Abortion and divorce by mutual consent were legalised under his term, and he reduced the age of majority from 21 to 18.

He played his accordion in working-class neighbourhoods. One Christmas morning, he invited four passing garbage men to breakfast at the presidential palace.

He lost his re-election bid in 1981 to Socialist Francois Mitterrand.

Born in 1926 in Koblenz, Germany, where his father was a financial director of the post-World War I French occupation administration, he grew up with a pan-European view. After joining the French Resistance during World War II, he next saw Germany as a tank commander in the French military in 1944.

In 1952, he married Anne-AymoneIt de Brantes, the daughter of a count and heiress to a steel fortune. They had four children: Valerie-Anne, Louis, Henri and Jacinte.

Young Giscard d’Estaing studied at the prestigious Polytechnical Institute and then the elite National School of Administration. He attended a summer school at Oxford University when still a student, but told the Oxford Union in 2016 that it consisted of ‘playing tennis’.

President Charles de Gaulle named him finance minister at the age of 36.

The Princess and the President

After his defeat in the 1981 presidential election, he temporarily retired from politics.

He then found a second calling in the European Union. He worked on writing a European Constitution which was formally presented in 2004, but rejected by French and Dutch voters. However, it paved the way for the adoption of the Treaty on European Union in 2007.

At age 83, he published a romance novel called “The Princess and the President,” which he said was based on Princess Diana, with whom he said he discussed writing a love story.

Asked about the nature of their relationship, he said only: “Let us not exaggerate. I knew her a bit in a climate of a confidential relationship. She needed to communicate.”

Earlier this year, a German journalist accused Giscard of repeatedly grabbing her during an interview, and filed a sexual assault complaint with Paris prosecutors. Giscard’s French lawyer said the 94-year-old former president “retains no memory” of the incident.

‘Today we mourn a great European’

Former French President Francois Hollande paid tribute to “a statesman who had chosen to open up to the world and was thinking that Europe was a condition for France to be greater.”
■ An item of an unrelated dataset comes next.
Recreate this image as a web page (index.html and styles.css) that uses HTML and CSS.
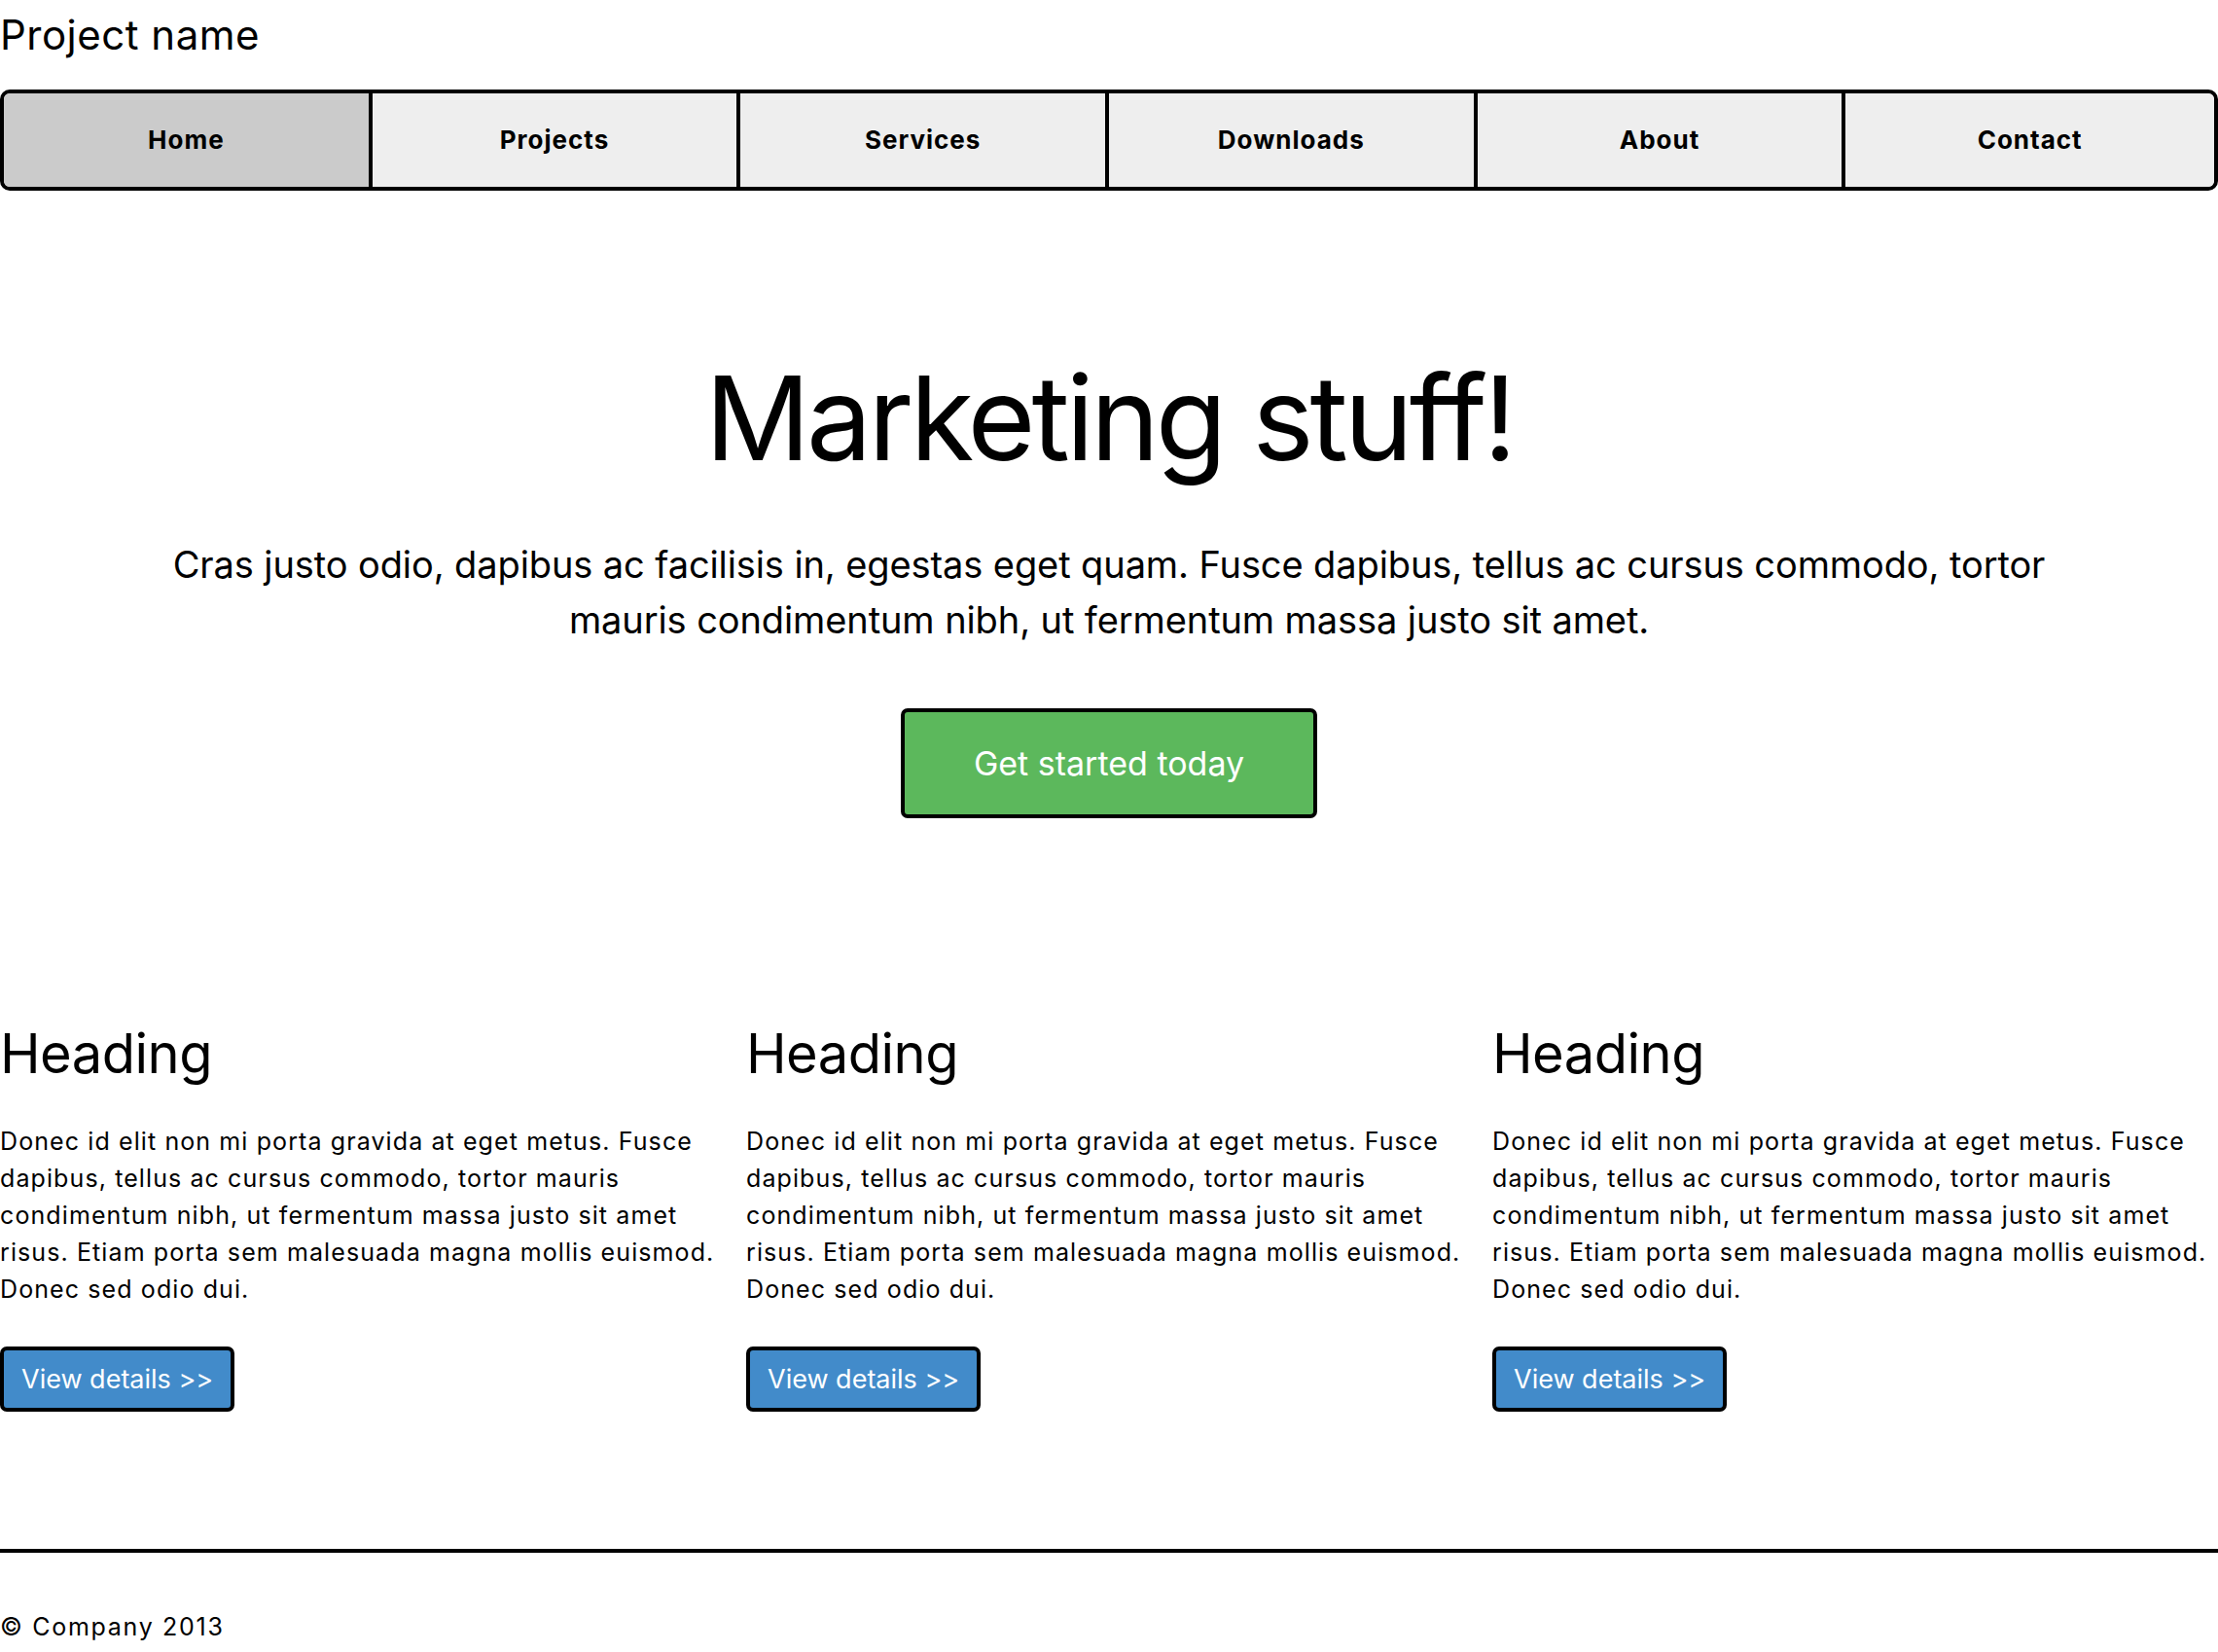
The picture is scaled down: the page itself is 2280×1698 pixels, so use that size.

Hollande’s predecessor, Nicolas Sarkozy, expressed his “deep sadness.” Giscard d’Estaing “made France be proud,” he said.

Jean Castex, the country’s current prime minister, described Giscard d’Estaing in a statement as “a statesman, a man of progress, a man of freedom”.
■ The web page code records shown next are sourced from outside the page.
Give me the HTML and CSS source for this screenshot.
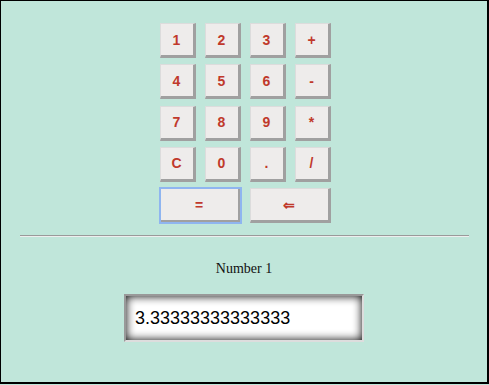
FILE: index.html
```html
<!DOCTYPE html>
<html lang="en">
<head>
    <meta charset="UTF-8">
    <meta name="viewport" content="width=device-width, initial-scale=1.0">
    <title>Calculator</title>
    <link rel="stylesheet" href="styles.css">
</head>
<body>
    <div class="calculator">
        <div class="keys">
            <button>1</button>
            <button>2</button>
            <button>3</button>
            <button>+</button>
            <button>4</button>
            <button>5</button>
            <button>6</button>
            <button>-</button>
            <button>7</button>
            <button>8</button>
            <button>9</button>
            <button>*</button>
            <button>C</button>
            <button>0</button>
            <button>.</button>
            <button>/</button>
            <button class="wide focused">=</button>
            <button class="wide">&#8656;</button>
        </div>
        <hr class="divider">
        <div class="display">
            <label for="number1">Number 1</label>
            <input type="text" id="number1" value="3.33333333333333">
        </div>
    </div>
</body>
</html>
```

FILE: styles.css
```css
body {
    margin: 0;
    background-color: #c0e6da;
}
.calculator {
    box-sizing: border-box;
    width: 489px;
    height: 384px;
    border: 1px solid #000;
    border-right-width: 2px;
    border-bottom-width: 2px;
    background-color: #c0e6da;
    padding-top: 22px;
}
.keys {
    display: grid;
    grid-template-columns: repeat(4, 36px);
    grid-auto-rows: 35px;
    column-gap: 9px;
    row-gap: 6.25px;
    justify-content: center;
    padding-left: 2px;
}
.keys button {
    box-sizing: border-box;
    margin: 0;
    padding: 0;
    background-color: #eeeceb;
    border-style: solid;
    border-width: 1px 3px 3px 1px;
    border-color: #dcdcdc #a0a0a0 #a0a0a0 #dcdcdc;
    color: #c0392b;
    font-family: "Liberation Sans", Arial, sans-serif;
    font-weight: bold;
    font-size: 14px;
    cursor: pointer;
}
.keys button.wide {
    grid-column: span 2;
}
.keys button.focused {
    outline: 2px solid #8fb5f0;
    outline-offset: -1px;
}
.divider {
    height: 0;
    margin: 12px 18px 0 19px;
    border: none;
    border-top: 1px solid #9a9a9a;
    border-bottom: 1px solid #eeeeee;
}
.display {
    display: flex;
    flex-direction: column;
    align-items: center;
}
.display label {
    margin-top: 24px;
    font-family: "Liberation Serif", "Times New Roman", serif;
    font-size: 14px;
    color: #111;
}
.display input {
    box-sizing: border-box;
    width: 240px;
    height: 48px;
    margin-top: 17px;
    padding: 0 9px;
    background-color: #fff;
    border: 2px solid;
    border-color: #999 #ddd #ddd #999;
    box-shadow: inset 0 0 10px #000;
    font-family: "Liberation Sans", Arial, sans-serif;
    font-size: 18px;
    color: #000;
}
```
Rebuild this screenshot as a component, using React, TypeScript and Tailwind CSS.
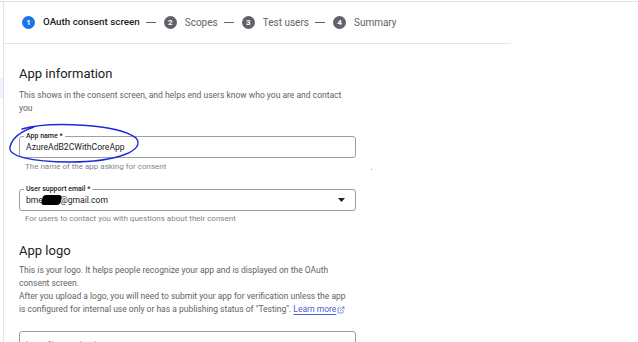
import React from 'react';
import { ExternalLink } from 'lucide-react';

const steps = [
  { n: 1, label: 'OAuth consent screen', active: true },
  { n: 2, label: 'Scopes', active: false },
  { n: 3, label: 'Test users', active: false },
  { n: 4, label: 'Summary', active: false },
];

const Stepper: React.FC = () => (
  <div className="flex items-center h-[42px] w-[507px] border-b border-[#e3e3e3] pl-[18px]">
    {steps.map((s, i) => (
      <div key={s.n} className="flex items-center">
        <span
          className={`flex items-center justify-center w-[13px] h-[13px] rounded-full text-white text-[8px] font-bold ${
            s.active ? 'bg-[#1a73e8]' : 'bg-[#5f6368]'
          }`}
        >
          {s.n}
        </span>
        <span
          className={`ml-[8px] ${
            s.active ? 'text-[9.8px] font-medium text-[#202124]' : 'text-[10px] text-[#5f6368]'
          }`}
        >
          {s.label}
        </span>
        {i < steps.length - 1 && (
          <span className="ml-[6px] mr-[8px] w-[10px] h-px bg-[#5f6368]" />
        )}
      </div>
    ))}
  </div>
);

interface FieldProps {
  label: string;
  children: React.ReactNode;
  dropdown?: boolean;
}

const Field: React.FC<FieldProps> = ({ label, children, dropdown }) => (
  <div className="relative w-[337px] h-[22px] border border-[#9aa0a6] rounded-[3px] flex items-center pl-[6px] pr-[10px]">
    <span className="absolute -top-[6px] left-[4px] bg-white px-[2px] text-[7px] leading-[10px] font-medium text-[#202124]">
      {label}
    </span>
    <div className="flex-1 text-[8.6px] text-[#202124] flex items-center">{children}</div>
    {dropdown && (
      <svg width="7" height="4" viewBox="0 0 7 4">
        <polygon points="0,0 7,0 3.5,4" fill="#202124" />
      </svg>
    )}
  </div>
);

const App: React.FC = () => {
  return (
    <div className="relative w-[638px] h-[342px] overflow-hidden bg-white font-['Roboto',sans-serif] text-[#202124]">
      <div className="mt-[1px] border-t border-[#e3e3e3] flex h-full">
        <div className="w-[3px] flex flex-col">
          <div className="h-[76px]" />
          <div className="h-[20px] bg-[#eef3fd]" />
        </div>
        <div className="flex-1 border-l border-[#e3e3e3]">
          <Stepper />
          <div className="pl-[15px]">
            <h2 className="mt-[22px] text-[13px] leading-[16px] text-[#202124]">App information</h2>
            <p className="mt-[7px] w-[332px] text-[8.5px] leading-[13px] text-[#5f6368]">
              This shows in the consent screen, and helps end users know who you are and contact you
            </p>

            <div className="mt-[21px]">
              <Field label="App name *">AzureAdB2CWithCoreApp</Field>
            </div>
            <p className="mt-[4px] pl-[6px] text-[8px] leading-[10px] text-[#80868b]">
              The name of the app asking for consent
            </p>

            <div className="mt-[17px]">
              <Field label="User support email *" dropdown>
                <span>bme</span>
                <span className="inline-block w-[19px] h-[10px] bg-black rounded-[3px] -ml-[1px] -mr-[1px] -skew-x-12" />
                <span>@gmail.com</span>
              </Field>
            </div>
            <p className="mt-[3px] pl-[6px] text-[8px] leading-[10px] text-[#80868b]">
              For users to contact you with questions about their consent
            </p>

            <h2 className="mt-[19px] text-[13px] leading-[16px] text-[#202124]">App logo</h2>
            <div className="mt-[5px] w-[332px] text-[8.5px] leading-[13px] text-[#5f6368]">
              <p>
                This is your logo. It helps people recognize your app and is displayed on the OAuth consent screen.
              </p>
              <p>
                After you upload a logo, you will need to submit your app for verification unless the app is configured
                for internal use only or has a publishing status of "Testing".{' '}
                <span className="text-[#4a5fd0] underline underline-offset-2 inline-flex items-center gap-[1px]">
                  Learn more
                  <ExternalLink className="w-[8px] h-[8px]" strokeWidth={2} />
                </span>
              </p>
            </div>

            <div className="mt-[15px] w-[337px] h-[30px] border border-[#9aa0a6] rounded-[3px] flex items-start justify-between pt-[7px] pl-[6px] pr-[8px]">
              <span className="text-[8.5px] text-[#80868b]">Logo file to upload</span>
              <span className="text-[8px] font-medium tracking-wide text-[#1a73e8]">BROWSE</span>
            </div>
          </div>
        </div>
      </div>

      <span className="absolute left-[371px] top-[169px] w-[1px] h-[1px] bg-[#9aa0a6]" />

      <svg className="absolute left-0 top-0 pointer-events-none" width="638" height="342" viewBox="0 0 638 342">
        <path
          d="M22 129 C 50 121, 118 124, 136 138 C 146 150, 118 162, 70 162 C 30 162, 8 156, 10 147 C 12 138, 22 131, 34 127"
          fill="none"
          stroke="#1b2bd8"
          strokeWidth="1.4"
          strokeLinecap="round"
        />
      </svg>
    </div>
  );
};

export default App;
“He initiated societal reforms which remain very relevant, especially for women and the young. He also significantly advanced the European construction and the international influence, whose history he has marked,” he added.

Giscard d’Estaing’s death was also mourned across Europe.

The head of the European Commission, Ursula von der Leyen, wrote on Twitter that “today we mourn a great European who will continue to inspire us.”

“In his heart, the destinies of France and Europe were intertwined,” she added.

Charles Michel, the President of the European Council, said he enabled Franceto “fully play its leading role in Europe” and that, along with former German Chancellor Helmut Schmidt, “they fulfilled their dream of a more integrated Europe.”

He also hailed him as the founder of the very institution he now presides over, “which laid the foundations of the monetary union, and therefore of the euro”.

David Sassoli, President of the European Parliament, paid homage to the former French president for “making the European dream a reality”.

“We are immensely grateful to Valéry Giscard d’Estaing, and grateful for his lesson,” he also wrote.

German Chancellor Angela Merkel mourned the loss of “a great European”. She added that she is “grateful for the good discussions I had with him and my thoughts are with his family.”

Her country’s top diplomat, Heiko Maas, meanwhile praised Giscard d’Estaing for doing an “enormous service to the Franco-German friendship” and for having “had a decisive influence on it.”